| What is being asked |
Print all of the lines exactly. Any picture among them stays out.

| Stored data |
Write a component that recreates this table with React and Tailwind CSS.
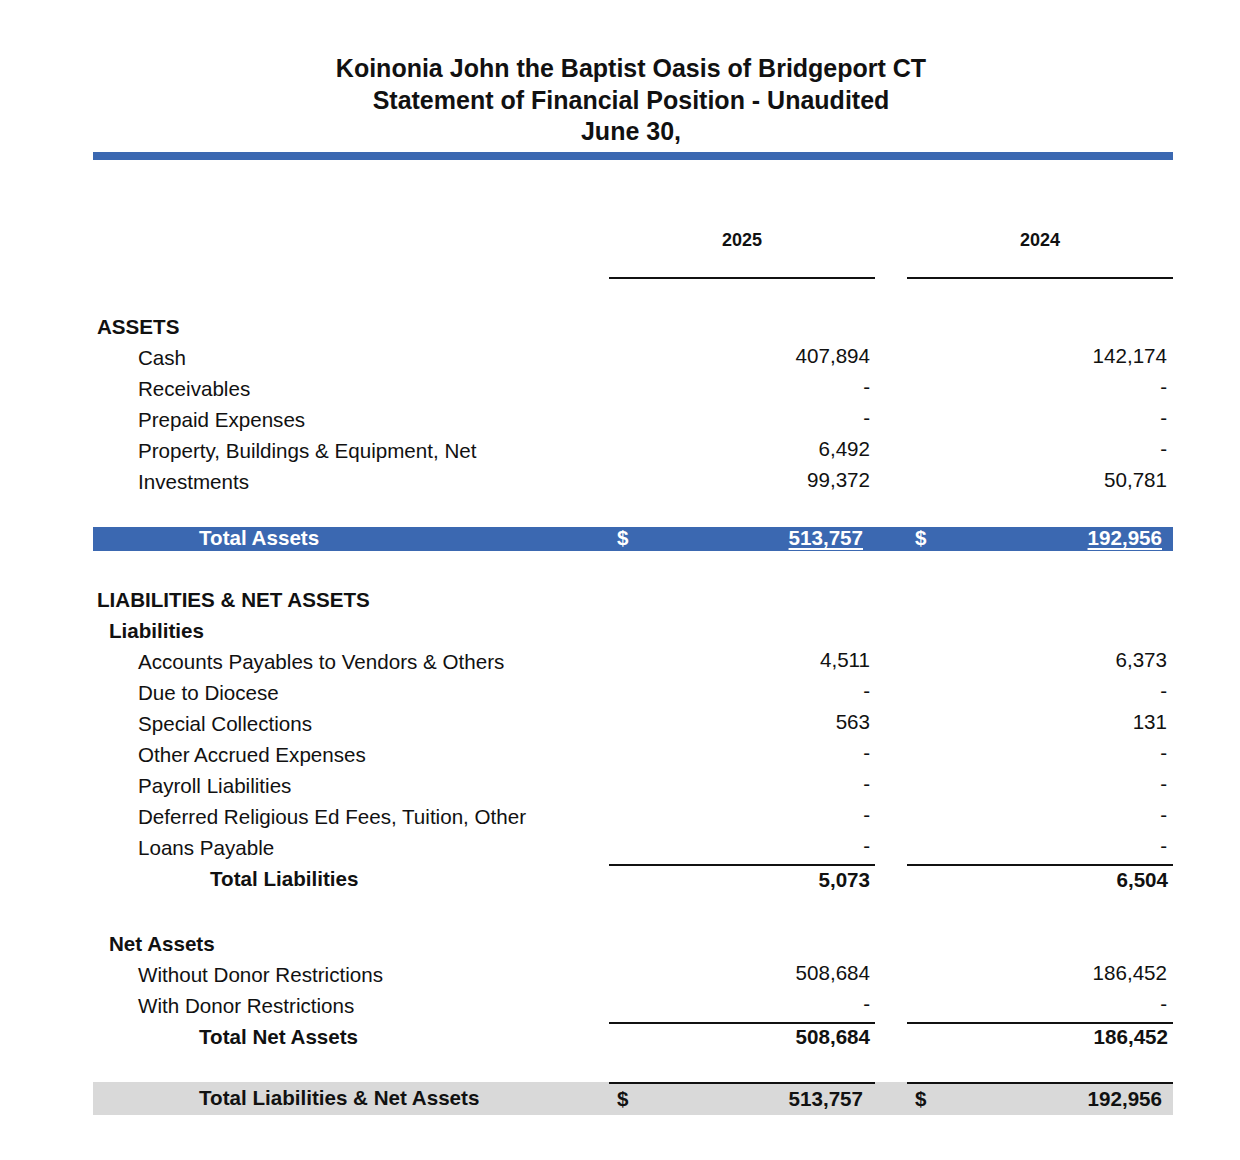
import React from "react";

const assets = [
  ["Cash", "407,894", "142,174"],
  ["Receivables", "-", "-"],
  ["Prepaid Expenses", "-", "-"],
  ["Property, Buildings & Equipment, Net", "6,492", "-"],
  ["Investments", "99,372", "50,781"],
];

const liabilities = [
  ["Accounts Payables to Vendors & Others", "4,511", "6,373"],
  ["Due to Diocese", "-", "-"],
  ["Special Collections", "563", "131"],
  ["Other Accrued Expenses", "-", "-"],
  ["Payroll Liabilities", "-", "-"],
  ["Deferred Religious Ed Fees, Tuition, Other", "-", "-"],
  ["Loans Payable", "-", "-"],
];

const netAssets = [
  ["Without Donor Restrictions", "508,684", "186,452"],
  ["With Donor Restrictions", "-", "-"],
];

const Value = ({ v, second }) => {
  const pad = second ? "pr-[6px]" : "pr-[5px]";
  return (
    <div className={`w-[266px] h-[31px] flex items-center justify-end pb-[5px] ${pad}`}>
      {v}
    </div>
  );
};

const Heading = ({ children, indent }) => (
  <div className={`h-[31px] leading-[30px] font-bold ${indent}`}>{children}</div>
);

const Line = ({ label, v1, v2 }) => (
  <div className="flex h-[31px]">
    <div className="w-[516px] pl-[45px] leading-[30px]">{label}</div>
    <Value v={v1} />
    <div className="w-[32px]" />
    <Value v={v2} second />
  </div>
);

const SubTotal = ({ label, indent, v1, v2, h }) => (
  <div className="flex font-bold">
    <div className={`w-[516px] ${indent} flex items-center pb-[2px]`}>{label}</div>
    <div className={`w-[266px] ${h} border-t-2 border-[#111] flex items-center justify-end pr-[5px] pb-[2px]`}>
      {v1}
    </div>
    <div className="w-[32px]" />
    <div className={`w-[266px] ${h} border-t-2 border-[#111] flex items-center justify-end pr-[5px] pb-[2px]`}>
      {v2}
    </div>
  </div>
);

export default function App() {
  return (
    <div className="min-h-[1160px] bg-white text-[#111] font-['Liberation_Sans',Arial,sans-serif] text-[20.6px]">
      <div className="ml-[93px] w-[1080px] pt-[53px]">
        <div className="text-center text-[25px] font-bold leading-[31.5px] pr-[4px]">
          <div>Koinonia John the Baptist Oasis of Bridgeport CT</div>
          <div>Statement of Financial Position - Unaudited</div>
          <div>June 30,</div>
        </div>
        <div className="mt-[4px] h-[8px] bg-[#3b68b1]" />

        <div className="flex mt-[65px]">
          <div className="w-[516px]" />
          <div className="w-[266px] h-[54px] border-b-2 border-[#111] text-center text-[18px] font-bold leading-[31px]">
            2025
          </div>
          <div className="w-[32px]" />
          <div className="w-[266px] h-[54px] border-b-2 border-[#111] text-center text-[18px] font-bold leading-[31px]">
            2024
          </div>
        </div>

        <div className="mt-[33.5px]">
          <Heading indent="pl-[4px]">ASSETS</Heading>
          {assets.map(([l, a, b]) => (
            <Line key={l} label={l} v1={a} v2={b} />
          ))}
        </div>

        <div className="mt-[28.5px] h-[24px] flex items-center bg-[#3b68b1] text-white font-bold">
          <div className="w-[516px] pl-[106px]">Total Assets</div>
          <div className="w-[266px] flex justify-between pl-[8px] pr-[12px]">
            <span>$</span>
            <span className="underline underline-offset-[3px]">513,757</span>
          </div>
          <div className="w-[32px]" />
          <div className="w-[266px] flex justify-between pl-[8px] pr-[11px]">
            <span>$</span>
            <span className="underline underline-offset-[3px]">192,956</span>
          </div>
        </div>

        <div className="mt-[34.5px]">
          <Heading indent="pl-[4px]">LIABILITIES &amp; NET ASSETS</Heading>
          <Heading indent="pl-[16px]">Liabilities</Heading>
          {liabilities.map(([l, a, b]) => (
            <Line key={l} label={l} v1={a} v2={b} />
          ))}
          <SubTotal label="Total Liabilities" indent="pl-[117px]" v1="5,073" v2="6,504" h="h-[33px]" />
        </div>

        <div className="mt-[32px]">
          <Heading indent="pl-[16px]">Net Assets</Heading>
          {netAssets.map(([l, a, b]) => (
            <Line key={l} label={l} v1={a} v2={b} />
          ))}
          <SubTotal label="Total Net Assets" indent="pl-[106px]" v1="508,684" v2="186,452" h="h-[31px]" />
        </div>

        <div className="mt-[27.5px] h-[33px] flex bg-[#d9d9d9] font-bold">
          <div className="w-[516px] pl-[106px] flex items-center">Total Liabilities &amp; Net Assets</div>
          <div className="w-[266px] border-t-2 border-[#111] flex items-center justify-between pl-[8px] pr-[12px]">
            <span>$</span>
            <span>513,757</span>
          </div>
          <div className="w-[32px]" />
          <div className="w-[266px] border-t-2 border-[#111] flex items-center justify-between pl-[8px] pr-[11px]">
            <span>$</span>
            <span>192,956</span>
          </div>
        </div>
      </div>
    </div>
  );
}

| Task solution |
Write a component that recreates this table with React and Tailwind CSS.
import React from "react";

const assets = [
  ["Cash", "407,894", "142,174"],
  ["Receivables", "-", "-"],
  ["Prepaid Expenses", "-", "-"],
  ["Property, Buildings & Equipment, Net", "6,492", "-"],
  ["Investments", "99,372", "50,781"],
];

const liabilities = [
  ["Accounts Payables to Vendors & Others", "4,511", "6,373"],
  ["Due to Diocese", "-", "-"],
  ["Special Collections", "563", "131"],
  ["Other Accrued Expenses", "-", "-"],
  ["Payroll Liabilities", "-", "-"],
  ["Deferred Religious Ed Fees, Tuition, Other", "-", "-"],
  ["Loans Payable", "-", "-"],
];

const netAssets = [
  ["Without Donor Restrictions", "508,684", "186,452"],
  ["With Donor Restrictions", "-", "-"],
];

const Value = ({ v, second }) => {
  const pad = second ? "pr-[6px]" : "pr-[5px]";
  return (
    <div className={`w-[266px] h-[31px] flex items-center justify-end pb-[5px] ${pad}`}>
      {v}
    </div>
  );
};

const Heading = ({ children, indent }) => (
  <div className={`h-[31px] leading-[30px] font-bold ${indent}`}>{children}</div>
);

const Line = ({ label, v1, v2 }) => (
  <div className="flex h-[31px]">
    <div className="w-[516px] pl-[45px] leading-[30px]">{label}</div>
    <Value v={v1} />
    <div className="w-[32px]" />
    <Value v={v2} second />
  </div>
);

const SubTotal = ({ label, indent, v1, v2, h }) => (
  <div className="flex font-bold">
    <div className={`w-[516px] ${indent} flex items-center pb-[2px]`}>{label}</div>
    <div className={`w-[266px] ${h} border-t-2 border-[#111] flex items-center justify-end pr-[5px] pb-[2px]`}>
      {v1}
    </div>
    <div className="w-[32px]" />
    <div className={`w-[266px] ${h} border-t-2 border-[#111] flex items-center justify-end pr-[5px] pb-[2px]`}>
      {v2}
    </div>
  </div>
);

export default function App() {
  return (
    <div className="min-h-[1160px] bg-white text-[#111] font-['Liberation_Sans',Arial,sans-serif] text-[20.6px]">
      <div className="ml-[93px] w-[1080px] pt-[53px]">
        <div className="text-center text-[25px] font-bold leading-[31.5px] pr-[4px]">
          <div>Koinonia John the Baptist Oasis of Bridgeport CT</div>
          <div>Statement of Financial Position - Unaudited</div>
          <div>June 30,</div>
        </div>
        <div className="mt-[4px] h-[8px] bg-[#3b68b1]" />

        <div className="flex mt-[65px]">
          <div className="w-[516px]" />
          <div className="w-[266px] h-[54px] border-b-2 border-[#111] text-center text-[18px] font-bold leading-[31px]">
            2025
          </div>
          <div className="w-[32px]" />
          <div className="w-[266px] h-[54px] border-b-2 border-[#111] text-center text-[18px] font-bold leading-[31px]">
            2024
          </div>
        </div>

        <div className="mt-[33.5px]">
          <Heading indent="pl-[4px]">ASSETS</Heading>
          {assets.map(([l, a, b]) => (
            <Line key={l} label={l} v1={a} v2={b} />
          ))}
        </div>

        <div className="mt-[28.5px] h-[24px] flex items-center bg-[#3b68b1] text-white font-bold">
          <div className="w-[516px] pl-[106px]">Total Assets</div>
          <div className="w-[266px] flex justify-between pl-[8px] pr-[12px]">
            <span>$</span>
            <span className="underline underline-offset-[3px]">513,757</span>
          </div>
          <div className="w-[32px]" />
          <div className="w-[266px] flex justify-between pl-[8px] pr-[11px]">
            <span>$</span>
            <span className="underline underline-offset-[3px]">192,956</span>
          </div>
        </div>

        <div className="mt-[34.5px]">
          <Heading indent="pl-[4px]">LIABILITIES &amp; NET ASSETS</Heading>
          <Heading indent="pl-[16px]">Liabilities</Heading>
          {liabilities.map(([l, a, b]) => (
            <Line key={l} label={l} v1={a} v2={b} />
          ))}
          <SubTotal label="Total Liabilities" indent="pl-[117px]" v1="5,073" v2="6,504" h="h-[33px]" />
        </div>

        <div className="mt-[32px]">
          <Heading indent="pl-[16px]">Net Assets</Heading>
          {netAssets.map(([l, a, b]) => (
            <Line key={l} label={l} v1={a} v2={b} />
          ))}
          <SubTotal label="Total Net Assets" indent="pl-[106px]" v1="508,684" v2="186,452" h="h-[31px]" />
        </div>

        <div className="mt-[27.5px] h-[33px] flex bg-[#d9d9d9] font-bold">
          <div className="w-[516px] pl-[106px] flex items-center">Total Liabilities &amp; Net Assets</div>
          <div className="w-[266px] border-t-2 border-[#111] flex items-center justify-between pl-[8px] pr-[12px]">
            <span>$</span>
            <span>513,757</span>
          </div>
          <div className="w-[32px]" />
          <div className="w-[266px] border-t-2 border-[#111] flex items-center justify-between pl-[8px] pr-[11px]">
            <span>$</span>
            <span>192,956</span>
          </div>
        </div>
      </div>
    </div>
  );
}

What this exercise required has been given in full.